Quel homme politique passera à la postérité, à l’instar de Malraux et Toubon, en instituant des quotas pour la souveraineté numérique au travers d’une loi portant son nom?

Les quotas ont déjà été utilisés pour protéger les producteurs européens de bananes, les producteurs européens d’acier, le secteur de la confection, etc. Ils ont pu faire parfois l’objet de condamnation de la part de l’organisation mondiale du commerce sans pour autant que ces condamnations soient systématiques. Les Etats-Unis utilisent les quotas pour favoriser leurs PME avec le small business act. Ils ont imposé des quotas au Japon pour obliger les entreprises japonaises dans les années 2000 à acheter des licences de logiciels américains. Lorsque les industriels européens exportent en Chine, à Cuban en Iran ou en Russie, ils se voient imposer des quotas par les Etats-Unis. Les quotas sont un universel du commerce international. 

L’idée d’appliquer des quotas dans le cloud ne signifie pas que l’on va interdire les technologies américaines. On écoute toujours de la musique américaine. Le cinéma américain représente 41% du marché français. Il ne s’agit pas non plus de favoriser les fournisseurs de cloud européens mais de favoriser les technologies européennes de cloud. Par analogie, dans le domaine du cinéma, on cherche à favoriser les contenus européens sur toutes les chaînes de télévisions diffusées en Europe. En matière de cloud, on cherchera à favoriser les logiciels ou matériels européens chez tous les fournisseurs de cloud opérant en Europe.

L’idée d’appliquer des quotas dans le cloud ne signifie pas que l’on va interdire les technologies américaines.

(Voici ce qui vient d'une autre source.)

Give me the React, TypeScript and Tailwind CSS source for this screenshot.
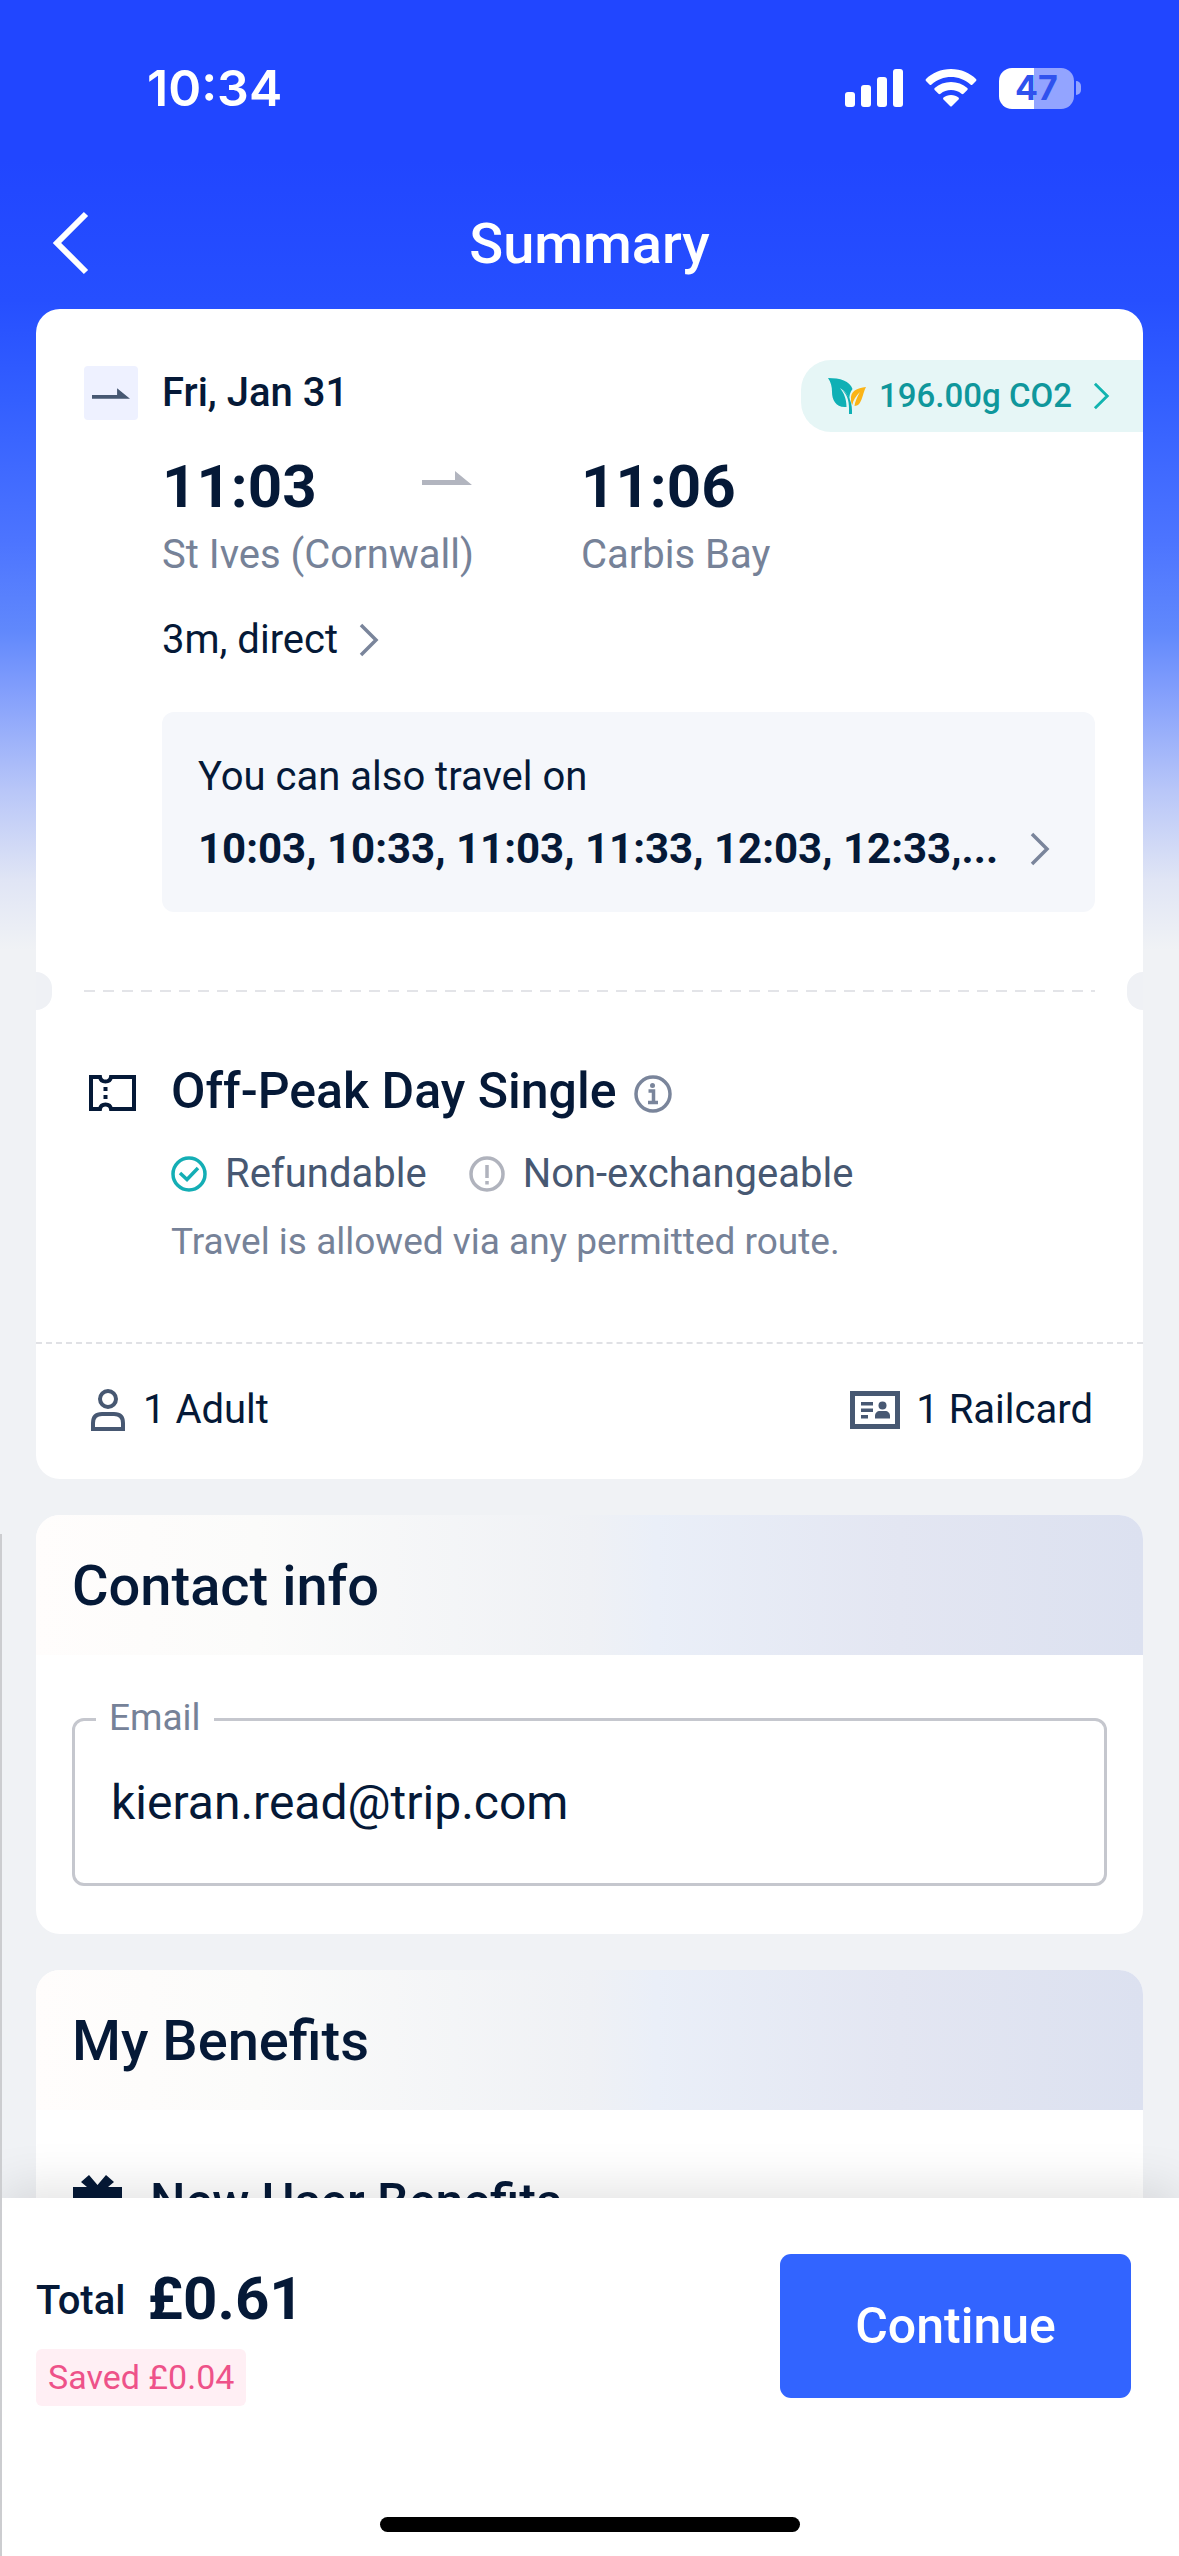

Le logiciel, coeur technologique du cloud, est une création protégée par le droit d’auteur. Il bénéficie de l’exception culturelle aux règles communes de l’organisation mondiale du commerce. Il est donc temps pour l’ensemble des PME européennes des technologies du cloud de se réunir et d’apporter leur soutien aux politiques qui soutiendront des quotas technologiques pour accélérer notre souveraineté numérique.